**Exercise**
Will you write out the data exactly, excluding every picture?

**Raw data**
** START **

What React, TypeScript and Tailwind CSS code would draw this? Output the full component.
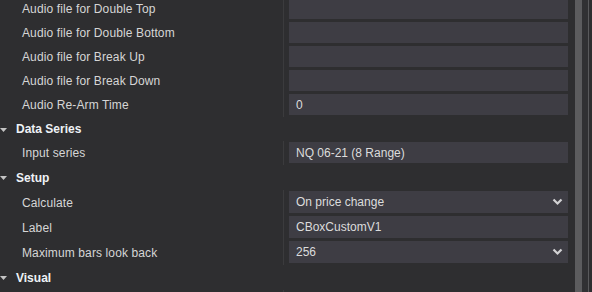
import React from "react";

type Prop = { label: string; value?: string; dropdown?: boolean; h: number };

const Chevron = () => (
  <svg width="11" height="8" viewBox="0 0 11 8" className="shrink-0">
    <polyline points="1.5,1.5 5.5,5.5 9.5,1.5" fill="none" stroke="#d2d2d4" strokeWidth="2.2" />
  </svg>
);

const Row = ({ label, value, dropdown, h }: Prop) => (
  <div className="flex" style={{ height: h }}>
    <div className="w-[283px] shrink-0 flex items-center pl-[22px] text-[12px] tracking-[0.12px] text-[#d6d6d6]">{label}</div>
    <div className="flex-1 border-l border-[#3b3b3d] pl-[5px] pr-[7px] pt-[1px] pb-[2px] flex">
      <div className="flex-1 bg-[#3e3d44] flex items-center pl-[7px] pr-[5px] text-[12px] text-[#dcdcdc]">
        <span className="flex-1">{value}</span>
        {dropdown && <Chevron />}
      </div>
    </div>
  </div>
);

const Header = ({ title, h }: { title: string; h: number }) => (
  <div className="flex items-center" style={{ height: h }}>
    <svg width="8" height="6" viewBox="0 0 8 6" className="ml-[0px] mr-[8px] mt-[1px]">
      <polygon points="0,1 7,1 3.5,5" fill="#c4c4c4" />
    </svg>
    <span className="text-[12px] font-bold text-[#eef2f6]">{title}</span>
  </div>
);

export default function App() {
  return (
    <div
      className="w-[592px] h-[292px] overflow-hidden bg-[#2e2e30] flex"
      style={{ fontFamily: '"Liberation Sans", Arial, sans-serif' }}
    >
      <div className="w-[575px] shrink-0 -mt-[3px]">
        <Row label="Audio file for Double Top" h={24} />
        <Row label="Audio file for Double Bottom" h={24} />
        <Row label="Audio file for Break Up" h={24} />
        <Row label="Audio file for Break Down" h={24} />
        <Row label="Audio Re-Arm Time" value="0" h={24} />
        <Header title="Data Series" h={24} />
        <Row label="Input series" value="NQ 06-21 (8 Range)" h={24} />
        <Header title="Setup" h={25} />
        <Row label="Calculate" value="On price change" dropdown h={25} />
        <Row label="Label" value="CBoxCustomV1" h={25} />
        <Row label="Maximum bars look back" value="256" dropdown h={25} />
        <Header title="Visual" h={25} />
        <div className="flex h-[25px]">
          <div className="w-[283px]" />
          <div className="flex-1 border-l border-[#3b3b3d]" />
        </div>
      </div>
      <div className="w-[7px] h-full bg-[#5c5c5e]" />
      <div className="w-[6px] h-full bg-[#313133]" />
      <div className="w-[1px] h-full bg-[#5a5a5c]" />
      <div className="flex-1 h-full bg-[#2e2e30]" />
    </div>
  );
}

** END **

**Answer to this task**
What React, TypeScript and Tailwind CSS code would draw this? Output the full component.
import React from "react";

type Prop = { label: string; value?: string; dropdown?: boolean; h: number };

const Chevron = () => (
  <svg width="11" height="8" viewBox="0 0 11 8" className="shrink-0">
    <polyline points="1.5,1.5 5.5,5.5 9.5,1.5" fill="none" stroke="#d2d2d4" strokeWidth="2.2" />
  </svg>
);

const Row = ({ label, value, dropdown, h }: Prop) => (
  <div className="flex" style={{ height: h }}>
    <div className="w-[283px] shrink-0 flex items-center pl-[22px] text-[12px] tracking-[0.12px] text-[#d6d6d6]">{label}</div>
    <div className="flex-1 border-l border-[#3b3b3d] pl-[5px] pr-[7px] pt-[1px] pb-[2px] flex">
      <div className="flex-1 bg-[#3e3d44] flex items-center pl-[7px] pr-[5px] text-[12px] text-[#dcdcdc]">
        <span className="flex-1">{value}</span>
        {dropdown && <Chevron />}
      </div>
    </div>
  </div>
);

const Header = ({ title, h }: { title: string; h: number }) => (
  <div className="flex items-center" style={{ height: h }}>
    <svg width="8" height="6" viewBox="0 0 8 6" className="ml-[0px] mr-[8px] mt-[1px]">
      <polygon points="0,1 7,1 3.5,5" fill="#c4c4c4" />
    </svg>
    <span className="text-[12px] font-bold text-[#eef2f6]">{title}</span>
  </div>
);

export default function App() {
  return (
    <div
      className="w-[592px] h-[292px] overflow-hidden bg-[#2e2e30] flex"
      style={{ fontFamily: '"Liberation Sans", Arial, sans-serif' }}
    >
      <div className="w-[575px] shrink-0 -mt-[3px]">
        <Row label="Audio file for Double Top" h={24} />
        <Row label="Audio file for Double Bottom" h={24} />
        <Row label="Audio file for Break Up" h={24} />
        <Row label="Audio file for Break Down" h={24} />
        <Row label="Audio Re-Arm Time" value="0" h={24} />
        <Header title="Data Series" h={24} />
        <Row label="Input series" value="NQ 06-21 (8 Range)" h={24} />
        <Header title="Setup" h={25} />
        <Row label="Calculate" value="On price change" dropdown h={25} />
        <Row label="Label" value="CBoxCustomV1" h={25} />
        <Row label="Maximum bars look back" value="256" dropdown h={25} />
        <Header title="Visual" h={25} />
        <div className="flex h-[25px]">
          <div className="w-[283px]" />
          <div className="flex-1 border-l border-[#3b3b3d]" />
        </div>
      </div>
      <div className="w-[7px] h-full bg-[#5c5c5e]" />
      <div className="w-[6px] h-full bg-[#313133]" />
      <div className="w-[1px] h-full bg-[#5a5a5c]" />
      <div className="flex-1 h-full bg-[#2e2e30]" />
    </div>
  );
}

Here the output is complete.